Repeat exactly, and only, the lines from the one that contains "Write the React, TypeScript" through the one that contains "number; month: number;", both ends included.

Provided information ::
start

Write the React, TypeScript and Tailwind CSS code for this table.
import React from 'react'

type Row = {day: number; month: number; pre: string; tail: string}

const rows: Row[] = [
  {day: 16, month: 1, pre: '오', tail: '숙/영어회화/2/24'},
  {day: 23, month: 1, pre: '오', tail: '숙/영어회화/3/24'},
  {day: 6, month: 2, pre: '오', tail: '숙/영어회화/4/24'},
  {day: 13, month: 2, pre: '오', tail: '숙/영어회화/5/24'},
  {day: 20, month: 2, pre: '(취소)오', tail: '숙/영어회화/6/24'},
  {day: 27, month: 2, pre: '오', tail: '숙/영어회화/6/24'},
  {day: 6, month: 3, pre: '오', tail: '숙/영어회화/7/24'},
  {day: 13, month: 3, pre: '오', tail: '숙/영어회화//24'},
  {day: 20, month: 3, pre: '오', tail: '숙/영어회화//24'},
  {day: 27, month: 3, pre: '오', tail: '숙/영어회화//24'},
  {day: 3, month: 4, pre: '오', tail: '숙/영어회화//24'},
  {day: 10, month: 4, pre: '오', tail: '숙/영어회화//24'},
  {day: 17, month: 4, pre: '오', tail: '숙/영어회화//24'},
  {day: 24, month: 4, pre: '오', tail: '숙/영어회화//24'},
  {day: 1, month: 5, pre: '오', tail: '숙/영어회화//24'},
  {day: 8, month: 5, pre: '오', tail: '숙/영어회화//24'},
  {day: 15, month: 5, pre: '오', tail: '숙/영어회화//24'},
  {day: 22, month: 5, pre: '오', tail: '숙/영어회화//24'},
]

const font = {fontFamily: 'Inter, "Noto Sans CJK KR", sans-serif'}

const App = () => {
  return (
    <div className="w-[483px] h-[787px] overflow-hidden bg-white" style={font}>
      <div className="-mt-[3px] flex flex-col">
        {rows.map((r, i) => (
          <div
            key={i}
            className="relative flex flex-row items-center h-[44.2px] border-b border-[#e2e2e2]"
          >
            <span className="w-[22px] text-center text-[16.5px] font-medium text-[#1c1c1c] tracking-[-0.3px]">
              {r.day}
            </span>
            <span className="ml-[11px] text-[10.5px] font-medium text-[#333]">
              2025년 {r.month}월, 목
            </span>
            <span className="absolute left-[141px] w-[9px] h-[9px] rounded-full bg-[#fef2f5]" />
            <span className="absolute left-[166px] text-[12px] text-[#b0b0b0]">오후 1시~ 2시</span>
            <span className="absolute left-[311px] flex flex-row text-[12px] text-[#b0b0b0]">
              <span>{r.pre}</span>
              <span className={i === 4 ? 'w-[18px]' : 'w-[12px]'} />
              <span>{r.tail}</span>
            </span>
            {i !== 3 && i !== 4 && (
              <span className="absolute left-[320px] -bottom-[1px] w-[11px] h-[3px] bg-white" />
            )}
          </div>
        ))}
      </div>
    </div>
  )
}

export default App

end
start

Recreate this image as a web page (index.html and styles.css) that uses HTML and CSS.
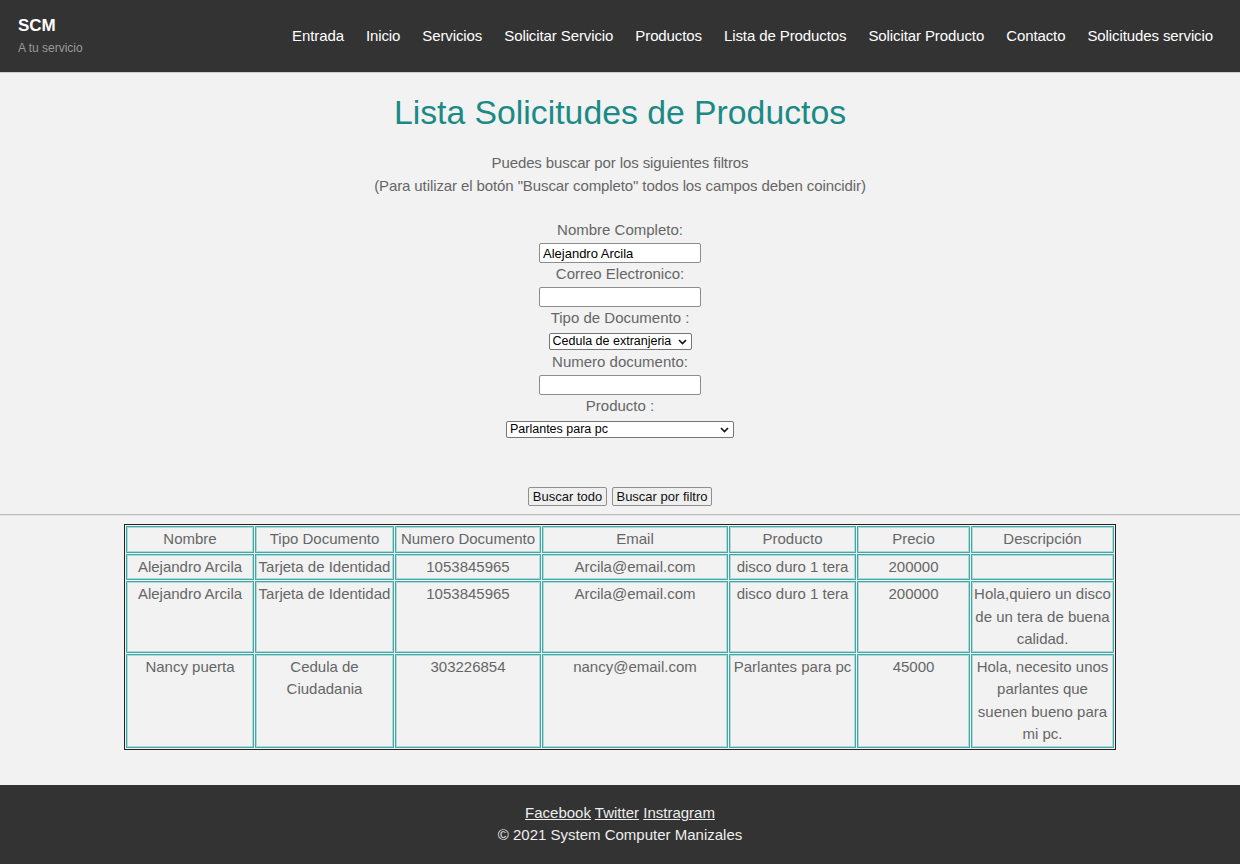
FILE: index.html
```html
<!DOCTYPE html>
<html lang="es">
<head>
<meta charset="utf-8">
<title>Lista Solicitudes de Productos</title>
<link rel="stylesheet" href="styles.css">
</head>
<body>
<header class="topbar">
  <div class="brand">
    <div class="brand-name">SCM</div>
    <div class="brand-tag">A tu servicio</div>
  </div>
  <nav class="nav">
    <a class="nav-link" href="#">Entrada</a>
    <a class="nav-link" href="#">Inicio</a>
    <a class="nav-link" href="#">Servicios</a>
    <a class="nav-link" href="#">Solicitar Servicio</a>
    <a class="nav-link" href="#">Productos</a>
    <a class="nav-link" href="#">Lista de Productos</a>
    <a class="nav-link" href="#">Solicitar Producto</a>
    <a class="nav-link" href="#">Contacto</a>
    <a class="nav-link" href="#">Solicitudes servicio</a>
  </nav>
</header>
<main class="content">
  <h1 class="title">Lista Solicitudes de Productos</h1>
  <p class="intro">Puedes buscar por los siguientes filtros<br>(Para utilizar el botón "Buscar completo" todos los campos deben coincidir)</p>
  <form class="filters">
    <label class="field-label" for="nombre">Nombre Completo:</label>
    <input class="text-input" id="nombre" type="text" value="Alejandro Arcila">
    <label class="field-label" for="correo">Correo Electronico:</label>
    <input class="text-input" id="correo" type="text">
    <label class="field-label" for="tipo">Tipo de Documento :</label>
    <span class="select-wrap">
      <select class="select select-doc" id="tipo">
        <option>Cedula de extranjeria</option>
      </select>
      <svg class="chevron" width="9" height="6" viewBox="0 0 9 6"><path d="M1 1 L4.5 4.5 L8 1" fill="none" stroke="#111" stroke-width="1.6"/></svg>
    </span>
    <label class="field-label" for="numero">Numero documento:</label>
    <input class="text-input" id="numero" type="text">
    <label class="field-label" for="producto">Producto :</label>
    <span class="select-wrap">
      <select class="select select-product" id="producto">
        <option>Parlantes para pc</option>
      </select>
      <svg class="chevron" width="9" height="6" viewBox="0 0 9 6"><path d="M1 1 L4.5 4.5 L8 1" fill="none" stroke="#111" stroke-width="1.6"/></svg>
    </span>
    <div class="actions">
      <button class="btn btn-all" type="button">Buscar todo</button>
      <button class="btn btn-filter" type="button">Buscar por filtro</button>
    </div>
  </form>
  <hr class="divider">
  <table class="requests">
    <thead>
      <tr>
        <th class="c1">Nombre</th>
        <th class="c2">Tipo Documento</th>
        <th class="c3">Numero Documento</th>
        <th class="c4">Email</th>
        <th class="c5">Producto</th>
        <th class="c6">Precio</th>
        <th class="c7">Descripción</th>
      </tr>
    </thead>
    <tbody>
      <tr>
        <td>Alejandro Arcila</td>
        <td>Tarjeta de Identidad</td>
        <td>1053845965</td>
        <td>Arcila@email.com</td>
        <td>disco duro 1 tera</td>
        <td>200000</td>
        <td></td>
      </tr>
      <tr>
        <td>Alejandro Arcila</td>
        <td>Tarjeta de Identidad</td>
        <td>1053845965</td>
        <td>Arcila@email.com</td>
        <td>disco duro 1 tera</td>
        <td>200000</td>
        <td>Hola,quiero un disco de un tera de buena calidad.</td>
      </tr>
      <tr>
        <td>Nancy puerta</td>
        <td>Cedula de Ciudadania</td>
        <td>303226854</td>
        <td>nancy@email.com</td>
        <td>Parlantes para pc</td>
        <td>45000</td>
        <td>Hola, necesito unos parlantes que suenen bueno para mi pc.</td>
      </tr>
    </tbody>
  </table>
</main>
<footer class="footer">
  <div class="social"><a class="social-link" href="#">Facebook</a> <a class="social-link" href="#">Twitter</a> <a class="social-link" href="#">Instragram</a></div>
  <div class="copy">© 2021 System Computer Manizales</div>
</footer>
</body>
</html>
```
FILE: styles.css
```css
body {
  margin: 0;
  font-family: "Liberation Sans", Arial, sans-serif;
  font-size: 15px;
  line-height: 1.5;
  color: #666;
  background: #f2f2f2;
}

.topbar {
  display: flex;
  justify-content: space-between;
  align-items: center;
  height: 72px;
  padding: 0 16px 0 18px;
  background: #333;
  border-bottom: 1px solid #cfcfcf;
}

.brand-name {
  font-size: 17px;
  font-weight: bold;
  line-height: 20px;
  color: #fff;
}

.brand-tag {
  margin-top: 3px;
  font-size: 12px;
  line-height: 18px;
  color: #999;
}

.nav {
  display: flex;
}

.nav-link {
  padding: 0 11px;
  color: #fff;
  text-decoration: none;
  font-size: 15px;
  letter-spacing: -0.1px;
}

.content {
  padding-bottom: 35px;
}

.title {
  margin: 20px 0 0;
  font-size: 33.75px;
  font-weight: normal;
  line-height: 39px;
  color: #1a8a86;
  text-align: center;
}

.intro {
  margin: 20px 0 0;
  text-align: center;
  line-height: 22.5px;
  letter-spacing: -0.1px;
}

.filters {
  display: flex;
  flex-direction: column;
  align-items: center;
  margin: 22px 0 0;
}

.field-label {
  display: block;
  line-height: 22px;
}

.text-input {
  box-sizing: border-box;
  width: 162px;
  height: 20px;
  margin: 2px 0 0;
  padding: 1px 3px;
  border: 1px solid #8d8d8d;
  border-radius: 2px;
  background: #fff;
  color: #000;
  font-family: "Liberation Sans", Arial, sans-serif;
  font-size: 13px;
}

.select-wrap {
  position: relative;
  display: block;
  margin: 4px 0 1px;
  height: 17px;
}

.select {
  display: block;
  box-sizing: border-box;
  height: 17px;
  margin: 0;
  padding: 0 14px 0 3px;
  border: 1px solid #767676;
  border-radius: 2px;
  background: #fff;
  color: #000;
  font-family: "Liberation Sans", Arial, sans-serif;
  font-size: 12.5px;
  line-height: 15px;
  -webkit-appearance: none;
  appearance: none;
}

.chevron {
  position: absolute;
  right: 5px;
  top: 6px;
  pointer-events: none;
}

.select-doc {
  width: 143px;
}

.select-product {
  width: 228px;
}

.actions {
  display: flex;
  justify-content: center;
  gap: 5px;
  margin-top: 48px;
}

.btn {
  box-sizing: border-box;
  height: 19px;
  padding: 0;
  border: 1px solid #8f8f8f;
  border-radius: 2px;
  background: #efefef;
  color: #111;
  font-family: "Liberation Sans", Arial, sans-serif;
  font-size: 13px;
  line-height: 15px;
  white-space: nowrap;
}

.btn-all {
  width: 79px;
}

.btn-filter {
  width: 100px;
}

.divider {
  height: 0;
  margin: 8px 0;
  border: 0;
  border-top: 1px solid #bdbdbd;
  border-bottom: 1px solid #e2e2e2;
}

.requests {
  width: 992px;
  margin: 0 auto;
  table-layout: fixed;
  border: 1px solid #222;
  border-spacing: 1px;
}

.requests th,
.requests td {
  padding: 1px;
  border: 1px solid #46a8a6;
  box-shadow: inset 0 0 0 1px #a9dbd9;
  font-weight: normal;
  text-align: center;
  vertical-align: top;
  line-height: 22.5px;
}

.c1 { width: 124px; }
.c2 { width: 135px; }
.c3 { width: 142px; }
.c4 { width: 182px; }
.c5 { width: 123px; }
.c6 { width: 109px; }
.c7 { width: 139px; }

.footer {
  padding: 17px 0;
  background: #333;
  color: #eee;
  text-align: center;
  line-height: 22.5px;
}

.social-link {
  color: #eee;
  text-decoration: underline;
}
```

end

Problem solution ::
Write the React, TypeScript and Tailwind CSS code for this table.
import React from 'react'

type Row = {day: number; month: number; pre: string; tail: string}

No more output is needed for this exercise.